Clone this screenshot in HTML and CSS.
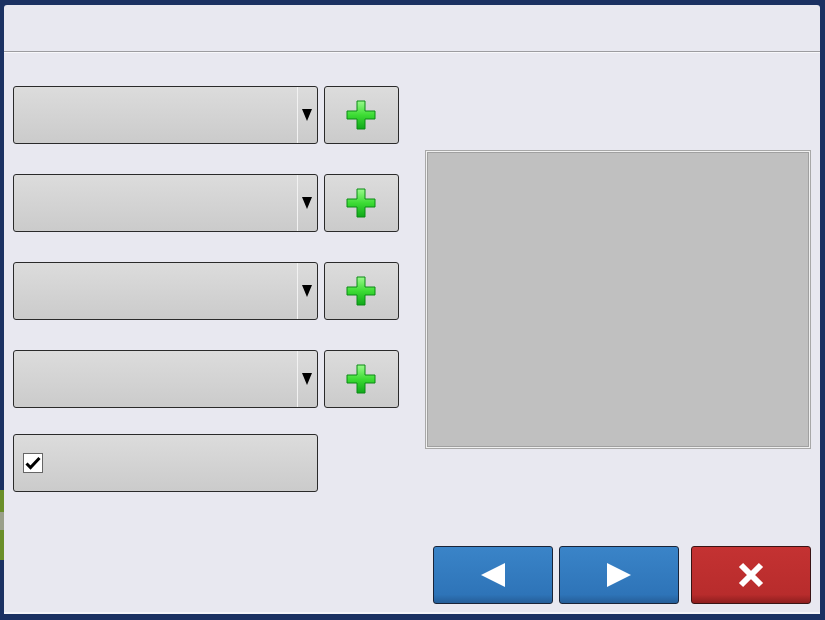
FILE: index.html
```html
<!DOCTYPE html>
<html>
<head>
<meta charset="utf-8">
<link rel="stylesheet" href="styles.css">
</head>
<body>
<div class="desk">
  <div class="dialog">
    <div class="titlebar"></div>
    <div class="content">
      <div class="left">
        <div class="row">
          <div class="combo"><div class="combo-field"></div><div class="combo-arrow"><svg width="10" height="12" viewBox="0 0 10 12"><path d="M0 0H10L5 12Z" fill="#000"/></svg></div></div>
          <button class="plus"><svg width="30" height="30" viewBox="0 0 30 30"><defs><linearGradient id="g1" x1="0" y1="0" x2="0" y2="1"><stop offset="0" stop-color="#9af98c"/><stop offset="0.5" stop-color="#3ddc34"/><stop offset="1" stop-color="#10a81a"/></linearGradient></defs><path d="M11 1H19V11H29V19H19V29H11V19H1V11H11Z" fill="url(#g1)" stroke="#0b8a15" stroke-width="1"/></svg></button>
        </div>
        <div class="row">
          <div class="combo"><div class="combo-field"></div><div class="combo-arrow"><svg width="10" height="12" viewBox="0 0 10 12"><path d="M0 0H10L5 12Z" fill="#000"/></svg></div></div>
          <button class="plus"><svg width="30" height="30" viewBox="0 0 30 30"><path d="M11 1H19V11H29V19H19V29H11V19H1V11H11Z" fill="url(#g1)" stroke="#0b8a15" stroke-width="1"/></svg></button>
        </div>
        <div class="row">
          <div class="combo"><div class="combo-field"></div><div class="combo-arrow"><svg width="10" height="12" viewBox="0 0 10 12"><path d="M0 0H10L5 12Z" fill="#000"/></svg></div></div>
          <button class="plus"><svg width="30" height="30" viewBox="0 0 30 30"><path d="M11 1H19V11H29V19H19V29H11V19H1V11H11Z" fill="url(#g1)" stroke="#0b8a15" stroke-width="1"/></svg></button>
        </div>
        <div class="row">
          <div class="combo"><div class="combo-field"></div><div class="combo-arrow"><svg width="10" height="12" viewBox="0 0 10 12"><path d="M0 0H10L5 12Z" fill="#000"/></svg></div></div>
          <button class="plus"><svg width="30" height="30" viewBox="0 0 30 30"><path d="M11 1H19V11H29V19H19V29H11V19H1V11H11Z" fill="url(#g1)" stroke="#0b8a15" stroke-width="1"/></svg></button>
        </div>
        <div class="check-btn">
          <span class="checkbox"><svg width="16" height="14" viewBox="0 0 16 14"><path d="M1.5 7.5L5.5 11.5L14.5 2" fill="none" stroke="#000" stroke-width="3"/></svg></span>
        </div>
      </div>
      <div class="right">
        <div class="preview"></div>
      </div>
    </div>
    <div class="footer">
      <button class="nav blue"><svg width="26" height="26" viewBox="0 0 26 26"><path d="M1 13L25 1V25Z" fill="#fff"/></svg></button>
      <button class="nav blue"><svg width="26" height="26" viewBox="0 0 26 26"><path d="M25 13L1 1V25Z" fill="#fff"/></svg></button>
      <button class="nav red"><svg width="26" height="26" viewBox="0 0 26 26"><path d="M3 3L23 23M23 3L3 23" stroke="#fff" stroke-width="6"/></svg></button>
    </div>
  </div>
</div>
</body>
</html>
```
FILE: styles.css
```css
html, body {
  margin: 0;
  padding: 0;
  width: 825px;
  height: 620px;
  overflow: hidden;
  font-family: "Liberation Sans", Arial, sans-serif;
}
body {
  background: linear-gradient(to bottom, #1b3162 0, #1b3162 490px, #6a8f2a 490px, #6a8f2a 512px, #9aa08a 512px, #9aa08a 530px, #6a8f2a 530px, #6a8f2a 560px, #1b3162 560px);
}
.desk {
  width: 825px;
  height: 620px;
  background: linear-gradient(to right, transparent 0, transparent 819px, #1b3162 819px);
  box-sizing: border-box;
  padding: 5px 5px 0 4px;
}
.dialog {
  width: 816px;
  height: 609px;
  background: #e8e8f0;
  border-radius: 3px 3px 0 0;
  border-bottom: 2px solid #f4f4f8;
  box-sizing: border-box;
  display: flex;
  flex-direction: column;
}
.titlebar {
  height: 46px;
  border-bottom: 1px solid #9c9ca0;
  box-shadow: 0 1px 0 #f8f8fb;
  flex: none;
}
.content {
  display: flex;
  gap: 26px;
  padding: 34px 9px 0 9px;
}
.left {
  width: 386px;
  display: flex;
  flex-direction: column;
}
.row {
  display: flex;
  gap: 6px;
  height: 58px;
  margin-bottom: 30px;
}
.row:nth-child(4) {
  margin-bottom: 26px;
}
.combo {
  width: 305px;
  height: 58px;
  box-sizing: border-box;
  border: 1px solid #2a2a2a;
  border-radius: 3px;
  background: linear-gradient(to bottom, #dcdcdc, #cbcbcb);
  display: flex;
}
.combo-field {
  flex: 1;
  border-right: 1px solid #f2f2f2;
}
.combo-arrow {
  width: 19px;
  display: flex;
  align-items: center;
  justify-content: center;
}
.combo-arrow svg {
  margin-left: -1px;
}
.plus {
  width: 75px;
  height: 58px;
  box-sizing: border-box;
  border: 1px solid #2a2a2a;
  border-radius: 3px;
  background: linear-gradient(to bottom, #dcdcdc, #cbcbcb);
  display: flex;
  align-items: center;
  justify-content: center;
  padding: 0 2px 0 0;
}
.check-btn {
  width: 305px;
  height: 58px;
  box-sizing: border-box;
  border: 1px solid #2a2a2a;
  border-radius: 3px;
  background: linear-gradient(to bottom, #dcdcdc, #cbcbcb);
  display: flex;
  align-items: center;
  padding-left: 9px;
}
.checkbox {
  width: 20px;
  height: 20px;
  box-sizing: border-box;
  background: #fff;
  border: 1px solid #666;
  display: flex;
  align-items: center;
  justify-content: center;
}
.right {
  width: 386px;
  padding-top: 64px;
}
.preview {
  width: 386px;
  height: 299px;
  box-sizing: border-box;
  border: 1px solid #a8a8a8;
  box-shadow: inset 0 0 0 1px #f0f0f0, inset 0 0 0 2px #a0a0a0;
  background: #c0c0c0;
}
.footer {
  margin-top: auto;
  display: flex;
  justify-content: flex-end;
  padding: 0 9px 8px 0;
  gap: 6px;
}
.nav {
  width: 120px;
  height: 58px;
  box-sizing: border-box;
  border: 1px solid #1a2438;
  border-radius: 3px;
  display: flex;
  align-items: center;
  justify-content: center;
  padding: 0;
}
.blue {
  background: linear-gradient(to bottom, #3a84c8, #2e74b8 85%, #255e98);
}
.red {
  margin-left: 6px;
  border-color: #3a1414;
  background: linear-gradient(to bottom, #c43232, #b82c2c 85%, #8e1e1e);
}
```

◆ Written exercise
Drop the images and repeat the data exactly.

◆ Complete answer
Clone this screenshot in HTML and CSS.
FILE: index.html
```html
<!DOCTYPE html>
<html>
<head>
<meta charset="utf-8">
<link rel="stylesheet" href="styles.css">
</head>
<body>
<div class="desk">
  <div class="dialog">
    <div class="titlebar"></div>
    <div class="content">
      <div class="left">
        <div class="row">
          <div class="combo"><div class="combo-field"></div><div class="combo-arrow"><svg width="10" height="12" viewBox="0 0 10 12"><path d="M0 0H10L5 12Z" fill="#000"/></svg></div></div>
          <button class="plus"><svg width="30" height="30" viewBox="0 0 30 30"><defs><linearGradient id="g1" x1="0" y1="0" x2="0" y2="1"><stop offset="0" stop-color="#9af98c"/><stop offset="0.5" stop-color="#3ddc34"/><stop offset="1" stop-color="#10a81a"/></linearGradient></defs><path d="M11 1H19V11H29V19H19V29H11V19H1V11H11Z" fill="url(#g1)" stroke="#0b8a15" stroke-width="1"/></svg></button>
        </div>
        <div class="row">
          <div class="combo"><div class="combo-field"></div><div class="combo-arrow"><svg width="10" height="12" viewBox="0 0 10 12"><path d="M0 0H10L5 12Z" fill="#000"/></svg></div></div>
          <button class="plus"><svg width="30" height="30" viewBox="0 0 30 30"><path d="M11 1H19V11H29V19H19V29H11V19H1V11H11Z" fill="url(#g1)" stroke="#0b8a15" stroke-width="1"/></svg></button>
        </div>
        <div class="row">
          <div class="combo"><div class="combo-field"></div><div class="combo-arrow"><svg width="10" height="12" viewBox="0 0 10 12"><path d="M0 0H10L5 12Z" fill="#000"/></svg></div></div>
          <button class="plus"><svg width="30" height="30" viewBox="0 0 30 30"><path d="M11 1H19V11H29V19H19V29H11V19H1V11H11Z" fill="url(#g1)" stroke="#0b8a15" stroke-width="1"/></svg></button>
        </div>
        <div class="row">
          <div class="combo"><div class="combo-field"></div><div class="combo-arrow"><svg width="10" height="12" viewBox="0 0 10 12"><path d="M0 0H10L5 12Z" fill="#000"/></svg></div></div>
          <button class="plus"><svg width="30" height="30" viewBox="0 0 30 30"><path d="M11 1H19V11H29V19H19V29H11V19H1V11H11Z" fill="url(#g1)" stroke="#0b8a15" stroke-width="1"/></svg></button>
        </div>
        <div class="check-btn">
          <span class="checkbox"><svg width="16" height="14" viewBox="0 0 16 14"><path d="M1.5 7.5L5.5 11.5L14.5 2" fill="none" stroke="#000" stroke-width="3"/></svg></span>
        </div>
      </div>
      <div class="right">
        <div class="preview"></div>
      </div>
    </div>
    <div class="footer">
      <button class="nav blue"><svg width="26" height="26" viewBox="0 0 26 26"><path d="M1 13L25 1V25Z" fill="#fff"/></svg></button>
      <button class="nav blue"><svg width="26" height="26" viewBox="0 0 26 26"><path d="M25 13L1 1V25Z" fill="#fff"/></svg></button>
      <button class="nav red"><svg width="26" height="26" viewBox="0 0 26 26"><path d="M3 3L23 23M23 3L3 23" stroke="#fff" stroke-width="6"/></svg></button>
    </div>
  </div>
</div>
</body>
</html>
```
FILE: styles.css
```css
html, body {
  margin: 0;
  padding: 0;
  width: 825px;
  height: 620px;
  overflow: hidden;
  font-family: "Liberation Sans", Arial, sans-serif;
}
body {
  background: linear-gradient(to bottom, #1b3162 0, #1b3162 490px, #6a8f2a 490px, #6a8f2a 512px, #9aa08a 512px, #9aa08a 530px, #6a8f2a 530px, #6a8f2a 560px, #1b3162 560px);
}
.desk {
  width: 825px;
  height: 620px;
  background: linear-gradient(to right, transparent 0, transparent 819px, #1b3162 819px);
  box-sizing: border-box;
  padding: 5px 5px 0 4px;
}
.dialog {
  width: 816px;
  height: 609px;
  background: #e8e8f0;
  border-radius: 3px 3px 0 0;
  border-bottom: 2px solid #f4f4f8;
  box-sizing: border-box;
  display: flex;
  flex-direction: column;
}
.titlebar {
  height: 46px;
  border-bottom: 1px solid #9c9ca0;
  box-shadow: 0 1px 0 #f8f8fb;
  flex: none;
}
.content {
  display: flex;
  gap: 26px;
  padding: 34px 9px 0 9px;
}
.left {
  width: 386px;
  display: flex;
  flex-direction: column;
}
.row {
  display: flex;
  gap: 6px;
  height: 58px;
  margin-bottom: 30px;
}
.row:nth-child(4) {
  margin-bottom: 26px;
}
.combo {
  width: 305px;
  height: 58px;
  box-sizing: border-box;
  border: 1px solid #2a2a2a;
  border-radius: 3px;
  background: linear-gradient(to bottom, #dcdcdc, #cbcbcb);
  display: flex;
}
.combo-field {
  flex: 1;
  border-right: 1px solid #f2f2f2;
}
.combo-arrow {
  width: 19px;
  display: flex;
  align-items: center;
  justify-content: center;
}
.combo-arrow svg {
  margin-left: -1px;
}
.plus {
  width: 75px;
  height: 58px;
  box-sizing: border-box;
  border: 1px solid #2a2a2a;
  border-radius: 3px;
  background: linear-gradient(to bottom, #dcdcdc, #cbcbcb);
  display: flex;
  align-items: center;
  justify-content: center;
  padding: 0 2px 0 0;
}
.check-btn {
  width: 305px;
  height: 58px;
  box-sizing: border-box;
  border: 1px solid #2a2a2a;
  border-radius: 3px;
  background: linear-gradient(to bottom, #dcdcdc, #cbcbcb);
  display: flex;
  align-items: center;
  padding-left: 9px;
}
.checkbox {
  width: 20px;
  height: 20px;
  box-sizing: border-box;
  background: #fff;
  border: 1px solid #666;
  display: flex;
  align-items: center;
  justify-content: center;
}
.right {
  width: 386px;
  padding-top: 64px;
}
.preview {
  width: 386px;
  height: 299px;
  box-sizing: border-box;
  border: 1px solid #a8a8a8;
  box-shadow: inset 0 0 0 1px #f0f0f0, inset 0 0 0 2px #a0a0a0;
  background: #c0c0c0;
}
.footer {
  margin-top: auto;
  display: flex;
  justify-content: flex-end;
  padding: 0 9px 8px 0;
  gap: 6px;
}
.nav {
  width: 120px;
  height: 58px;
  box-sizing: border-box;
  border: 1px solid #1a2438;
  border-radius: 3px;
  display: flex;
  align-items: center;
  justify-content: center;
  padding: 0;
}
.blue {
  background: linear-gradient(to bottom, #3a84c8, #2e74b8 85%, #255e98);
}
.red {
  margin-left: 6px;
  border-color: #3a1414;
  background: linear-gradient(to bottom, #c43232, #b82c2c 85%, #8e1e1e);
}
```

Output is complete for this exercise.